Data extract:
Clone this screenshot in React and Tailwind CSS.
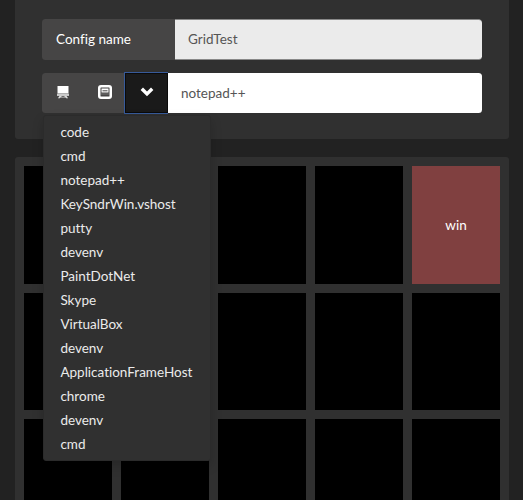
const processes = [
  'code', 'cmd', 'notepad++', 'KeySndrWin.vshost', 'putty', 'devenv', 'PaintDotNet',
  'Skype', 'VirtualBox', 'devenv', 'ApplicationFrameHost', 'chrome', 'devenv', 'cmd',
];

const cells = Array.from({ length: 15 }, (_, i) => (i === 4 ? 'win' : ''));

function BlackboardIcon() {
  return (
    <svg width="14" height="14" viewBox="0 0 14 14" fill="white">
      <path d="M1.5 1h11v7.6h-11z" />
      <path d="M1 8.6h12v1H1z" fill="#aaa" />
      <path d="M1 9.4h12v1.3H1z" />
      <path d="M3.6 10.7h2.2l-.5 1h3.4l-.5-1h2.2l1.7 2.6h-2l-.6-.8h-5l-.6.8h-2z" fill="#ddd" />
    </svg>
  );
}

function ModalWindowIcon() {
  return (
    <svg width="14" height="14" viewBox="0 0 14 14">
      <rect width="14" height="14" rx="3" fill="white" />
      <rect x="2.5" y="2.5" width="9" height="9" rx=".5" fill="#464545" />
      <path d="M3.5 3.5h7v4h-7z" fill="white" />
      <path d="M4.5 5.3h5v1h-5z" fill="#464545" />
      <path d="M3 8.5h8v1H3z" fill="#777" />
    </svg>
  );
}

function ChevronIcon() {
  return (
    <svg width="14" height="10" viewBox="0 0 14 10" fill="white">
      <path d="M.6 3 3 .6l4 3.9L11 .6 13.4 3 7 9.3z" />
    </svg>
  );
}

function ProcessMenu() {
  return (
    <ul className="absolute left-px top-[42px] z-10 w-[168px] rounded-[3px] border border-[#2b2b2b] bg-[#303030] py-1 shadow-[0_5px_11px_rgba(0,0,0,0.18)]">
      {processes.map((name, i) => (
        <li key={i} className="h-6 pl-[16.4px] leading-6 text-[#ebebeb]">{name}</li>
      ))}
    </ul>
  );
}

export default function App() {
  return (
    <div className="h-[500px] overflow-hidden bg-[#222222] pl-[15px] pr-3.5 font-[Lato,sans-serif] text-[13.5px] text-white [font-variant-ligatures:none]">
      <section className="flex h-[139px] flex-col gap-[13px] rounded-b-[3px] bg-[#303030] px-[27px] pt-[19px]">
        <div className="flex h-[41px] shrink-0 overflow-hidden rounded-[3.5px]">
          <div className="flex w-[133px] items-center bg-[#464545] pl-3.5">Config name</div>
          <div className="flex flex-1 items-center rounded-r-[3.5px] border-y border-[#888] bg-[#ebebeb] pl-[13px] text-[#555]">GridTest</div>
        </div>
        <div className="relative flex h-10 shrink-0">
          <button className="flex w-[42px] items-center justify-center rounded-l-[3.5px] bg-[#464545] pb-0.5">
            <BlackboardIcon />
          </button>
          <button className="flex w-[40px] items-center justify-center bg-[#464545] pb-0.5 pl-0.5">
            <ModalWindowIcon />
          </button>
          <button className="-my-px flex w-[44px] items-center justify-center rounded-l-[1px] border border-r-0 border-[#375a9a] bg-[#1a1a1a] pb-[3px] shadow-[inset_0_0_0_1px_#0a0a0a]">
            <ChevronIcon />
          </button>
          <div className="flex flex-1 items-center rounded-r-[3.5px] bg-white pl-[13px] text-[#555]">notepad++</div>
          <ProcessMenu />
        </div>
      </section>
      <section className="mt-[18px] grid grid-cols-[repeat(5,88px)] auto-rows-[117.5px] gap-[9px] rounded-t-[3px] bg-[#303030] p-[9px]">
        {cells.map((label, i) => (
          <div key={i} className={`flex items-center justify-center ${label ? 'bg-[#804040]' : 'bg-black'}`}>{label}</div>
        ))}
      </section>
    </div>
  );
}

Goal: In the data above, please extract the lines from the first one through the line with "(i === 4 ? 'win' : ''));", exactly, and keep pictures out.

Result of the exercise:
Clone this screenshot in React and Tailwind CSS.
const processes = [
  'code', 'cmd', 'notepad++', 'KeySndrWin.vshost', 'putty', 'devenv', 'PaintDotNet',
  'Skype', 'VirtualBox', 'devenv', 'ApplicationFrameHost', 'chrome', 'devenv', 'cmd',
];

const cells = Array.from({ length: 15 }, (_, i) => (i === 4 ? 'win' : ''));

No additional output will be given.